* Objective: Find and copy lines holding "TypeScript".

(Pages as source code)
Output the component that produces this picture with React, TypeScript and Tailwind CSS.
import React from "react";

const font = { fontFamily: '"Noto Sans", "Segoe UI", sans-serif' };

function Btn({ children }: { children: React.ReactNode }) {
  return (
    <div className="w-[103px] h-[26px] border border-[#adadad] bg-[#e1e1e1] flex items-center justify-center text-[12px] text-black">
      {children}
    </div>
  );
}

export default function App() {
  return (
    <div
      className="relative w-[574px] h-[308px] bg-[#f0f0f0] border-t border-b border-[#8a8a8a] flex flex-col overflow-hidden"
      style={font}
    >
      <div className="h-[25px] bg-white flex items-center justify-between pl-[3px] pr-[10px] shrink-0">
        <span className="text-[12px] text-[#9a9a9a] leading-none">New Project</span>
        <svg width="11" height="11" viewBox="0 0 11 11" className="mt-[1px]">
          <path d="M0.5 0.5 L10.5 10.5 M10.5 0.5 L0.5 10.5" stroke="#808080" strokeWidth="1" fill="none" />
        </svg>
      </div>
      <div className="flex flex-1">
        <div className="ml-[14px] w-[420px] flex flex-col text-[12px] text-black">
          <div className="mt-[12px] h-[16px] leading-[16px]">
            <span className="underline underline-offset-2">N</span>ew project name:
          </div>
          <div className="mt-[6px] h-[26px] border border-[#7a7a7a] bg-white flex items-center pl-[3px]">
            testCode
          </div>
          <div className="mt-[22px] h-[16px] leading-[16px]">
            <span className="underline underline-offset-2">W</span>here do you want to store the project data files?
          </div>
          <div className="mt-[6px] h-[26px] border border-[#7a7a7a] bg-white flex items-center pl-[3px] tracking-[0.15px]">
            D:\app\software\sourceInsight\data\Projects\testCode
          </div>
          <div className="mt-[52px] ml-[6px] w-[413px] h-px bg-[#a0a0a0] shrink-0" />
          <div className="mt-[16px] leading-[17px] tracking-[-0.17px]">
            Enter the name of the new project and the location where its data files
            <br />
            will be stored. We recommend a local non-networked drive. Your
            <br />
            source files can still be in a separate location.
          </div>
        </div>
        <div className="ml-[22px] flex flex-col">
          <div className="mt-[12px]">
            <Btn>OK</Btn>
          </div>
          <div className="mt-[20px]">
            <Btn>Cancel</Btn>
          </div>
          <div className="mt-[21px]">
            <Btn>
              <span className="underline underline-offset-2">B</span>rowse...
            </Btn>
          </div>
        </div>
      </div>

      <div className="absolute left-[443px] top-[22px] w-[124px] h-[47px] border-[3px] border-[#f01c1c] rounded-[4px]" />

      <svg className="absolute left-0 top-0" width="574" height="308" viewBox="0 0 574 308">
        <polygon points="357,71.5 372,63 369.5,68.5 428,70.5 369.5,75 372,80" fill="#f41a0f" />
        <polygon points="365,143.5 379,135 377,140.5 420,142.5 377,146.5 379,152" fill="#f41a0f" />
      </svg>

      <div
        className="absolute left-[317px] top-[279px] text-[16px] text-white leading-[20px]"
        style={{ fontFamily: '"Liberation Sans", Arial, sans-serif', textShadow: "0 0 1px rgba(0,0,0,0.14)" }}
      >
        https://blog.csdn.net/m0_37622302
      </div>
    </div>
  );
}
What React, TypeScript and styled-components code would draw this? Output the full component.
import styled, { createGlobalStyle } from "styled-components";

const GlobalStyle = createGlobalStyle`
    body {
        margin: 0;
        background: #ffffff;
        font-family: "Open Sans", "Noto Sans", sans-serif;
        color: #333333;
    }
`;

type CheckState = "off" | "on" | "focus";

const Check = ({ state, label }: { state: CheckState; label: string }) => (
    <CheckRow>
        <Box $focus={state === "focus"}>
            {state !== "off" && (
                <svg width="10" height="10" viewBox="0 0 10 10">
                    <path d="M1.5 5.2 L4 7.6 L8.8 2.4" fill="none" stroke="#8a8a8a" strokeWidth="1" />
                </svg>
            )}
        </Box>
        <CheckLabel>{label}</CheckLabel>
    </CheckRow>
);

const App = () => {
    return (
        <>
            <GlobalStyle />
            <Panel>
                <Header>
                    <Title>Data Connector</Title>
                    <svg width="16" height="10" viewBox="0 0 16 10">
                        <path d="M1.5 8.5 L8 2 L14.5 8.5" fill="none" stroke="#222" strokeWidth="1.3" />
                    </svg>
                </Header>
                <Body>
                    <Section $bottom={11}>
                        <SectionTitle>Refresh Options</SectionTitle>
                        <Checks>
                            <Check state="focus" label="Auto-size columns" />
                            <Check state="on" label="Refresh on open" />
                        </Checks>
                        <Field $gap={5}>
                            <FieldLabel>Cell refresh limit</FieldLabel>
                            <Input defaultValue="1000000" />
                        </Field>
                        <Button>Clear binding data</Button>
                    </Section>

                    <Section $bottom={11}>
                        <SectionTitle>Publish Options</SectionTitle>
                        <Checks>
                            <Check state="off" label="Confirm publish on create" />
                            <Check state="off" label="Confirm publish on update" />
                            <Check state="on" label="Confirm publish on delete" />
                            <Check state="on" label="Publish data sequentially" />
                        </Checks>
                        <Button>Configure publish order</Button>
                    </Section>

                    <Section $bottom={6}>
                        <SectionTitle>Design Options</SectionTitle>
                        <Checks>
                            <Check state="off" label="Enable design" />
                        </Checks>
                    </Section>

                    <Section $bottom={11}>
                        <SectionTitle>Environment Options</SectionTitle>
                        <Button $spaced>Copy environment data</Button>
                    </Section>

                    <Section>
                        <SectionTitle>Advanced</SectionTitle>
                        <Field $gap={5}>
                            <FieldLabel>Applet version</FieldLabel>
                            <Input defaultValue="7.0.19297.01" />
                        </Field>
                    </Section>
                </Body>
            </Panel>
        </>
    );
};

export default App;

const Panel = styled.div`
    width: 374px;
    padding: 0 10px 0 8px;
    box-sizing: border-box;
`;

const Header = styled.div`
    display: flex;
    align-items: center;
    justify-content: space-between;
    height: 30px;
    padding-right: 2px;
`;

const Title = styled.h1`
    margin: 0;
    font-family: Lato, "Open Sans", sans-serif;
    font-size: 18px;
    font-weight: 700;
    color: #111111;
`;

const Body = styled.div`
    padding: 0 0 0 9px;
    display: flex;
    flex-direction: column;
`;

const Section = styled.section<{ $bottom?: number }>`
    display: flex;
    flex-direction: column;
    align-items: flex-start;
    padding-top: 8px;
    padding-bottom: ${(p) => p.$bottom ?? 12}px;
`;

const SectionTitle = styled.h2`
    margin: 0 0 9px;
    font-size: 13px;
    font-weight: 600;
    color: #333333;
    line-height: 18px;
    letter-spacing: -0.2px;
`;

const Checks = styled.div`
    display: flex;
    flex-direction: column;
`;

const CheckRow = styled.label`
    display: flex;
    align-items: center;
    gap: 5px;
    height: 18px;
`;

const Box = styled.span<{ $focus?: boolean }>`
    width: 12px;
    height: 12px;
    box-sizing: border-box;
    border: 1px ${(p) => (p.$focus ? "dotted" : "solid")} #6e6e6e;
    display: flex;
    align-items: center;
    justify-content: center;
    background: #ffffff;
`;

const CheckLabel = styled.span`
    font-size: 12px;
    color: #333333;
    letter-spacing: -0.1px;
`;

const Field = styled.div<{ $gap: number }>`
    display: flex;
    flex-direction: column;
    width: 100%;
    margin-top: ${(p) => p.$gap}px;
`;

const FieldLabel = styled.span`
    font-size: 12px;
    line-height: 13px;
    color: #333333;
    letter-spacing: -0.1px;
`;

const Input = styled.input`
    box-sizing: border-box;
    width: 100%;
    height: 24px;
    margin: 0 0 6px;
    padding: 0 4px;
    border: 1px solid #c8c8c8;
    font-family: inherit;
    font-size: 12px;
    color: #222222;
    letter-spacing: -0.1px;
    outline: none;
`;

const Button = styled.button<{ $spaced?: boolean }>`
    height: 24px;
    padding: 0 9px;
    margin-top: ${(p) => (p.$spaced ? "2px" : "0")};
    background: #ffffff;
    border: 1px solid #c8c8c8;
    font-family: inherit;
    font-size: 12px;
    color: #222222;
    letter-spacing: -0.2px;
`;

* Answer:
Output the component that produces this picture with React, TypeScript and Tailwind CSS.
What React, TypeScript and styled-components code would draw this? Output the full component.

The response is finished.